One of my other favorite activities in Amsterdam was when we went to the Van Gogh museum. It contains the largest collection of Van Gogh paintings in the world. What I hadn't expected was the vast number of paintings by Picasso, Monet, and Manet, making the museum a hidden treasure trove in the heart of the city. I got to see some of these artists' most famous paintings in person, something which I am so incredibly fortunate to be able to do. Most notable were Van Gogh's self-portrait and his sunflower painting. It's a surreal experience to see these world famous paintings, heretofore only seen in the pages of a history book, right in front of me. They are the A-listers of the art world. While that was certainly impressive, I think I was more impressed by some of his lesser known paintings. There were three in particular that struck me: two Picassos and one Van Gogh. Picasso had a dark period in his life following the suicide of a close friend. He painted a portrait of said friend upon his death which had a haunting beauty about it. Apparently the layers of paint on the bullet hole were significantly thicker than the rest of the portrait as though Picasso was having a difficult time coping with the death. Following this tragedy, he had a phase where he did monochromatic paintings, mostly in shades of blue. There was one where there was a woman standing naked in a messy room which stood out to me because she just seemed so vulnerable. In the Van Gogh exhibit, I was mesmerized by a painting of some sailboats out at sea because of the unique perspective he took on it.
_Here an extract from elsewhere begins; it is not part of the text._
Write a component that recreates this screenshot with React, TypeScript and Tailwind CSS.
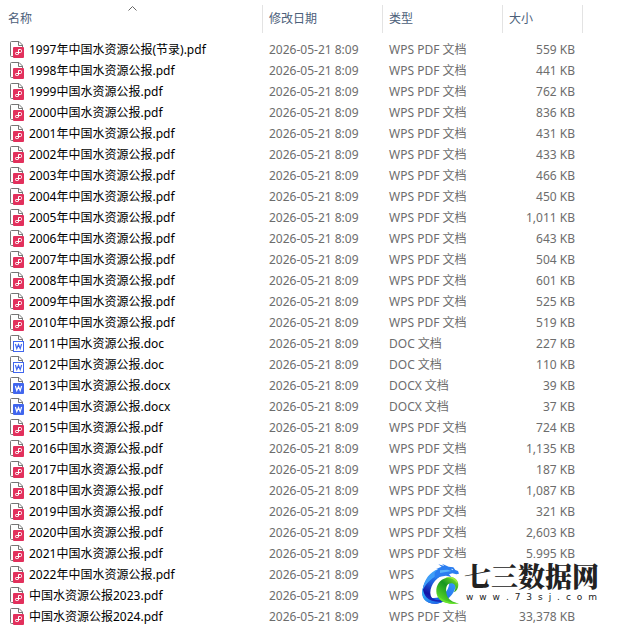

There was no shoreline; the waves were simply crashing into the bottom of the frame, projecting a feeling of vastness and eternity. There was also a really neat display of some other seaside paintings, one of which was considered to be the first well-known painting to be done outside completely from life (i.e. painted entirely outside instead of in a studio). There was a bit of a conspiracy theory behind it but unfortunately, I can't remember the name of the artist off-hand. If I remember later, I'll try to look that up and make a note of it in a later entry because it was gorgeous work and definitely my style of artistry.

Alright, getting near the end here. Not that this has anything to do with the Dutch culture, but Rachael, Stephanie, and I watched some TV in our room one night after a long day of sight-seeing, and Kenan and Kel was on. How amazing is that? Of course, we couldn't miss out on such nostalgia, and it was SO much fun getting to hang out and laugh at such a great show from our childhood. I almost found it funnier now than I did back when I was watching them as an 8-year-old. Wonderful. And, I read an article the other day that 90s programming is coming back to Nick at Nite where they will have a block of time from midnight to 2 a.m. called "The 90s are all that" showing re-runs of classic 90s shows. Apparently this transpired from all of the Facebook groups of college kids reminiscing about programs of the past. Can you tell how pumped I am? By the way, if you're interested in reliving some classic 90s, here's a clip from the episode we saw in Amsterdam (although ours had Dutch subtitles):

http://www.youtube.com/watch?v=tQhW230D79o

That pretty much sums up my experiences in Amsterdam. Obviously I can't (and won't) fit it all in so I have a bit more to tell you all when I talk to you next. Phew, that was a lot longer than I intended it to be. I hope it makes up for the lack of posting over the last few weeks. Keep your fingers crossed that I can actually catch up before I leave for Dublin on Tuesday. Talk to you all later.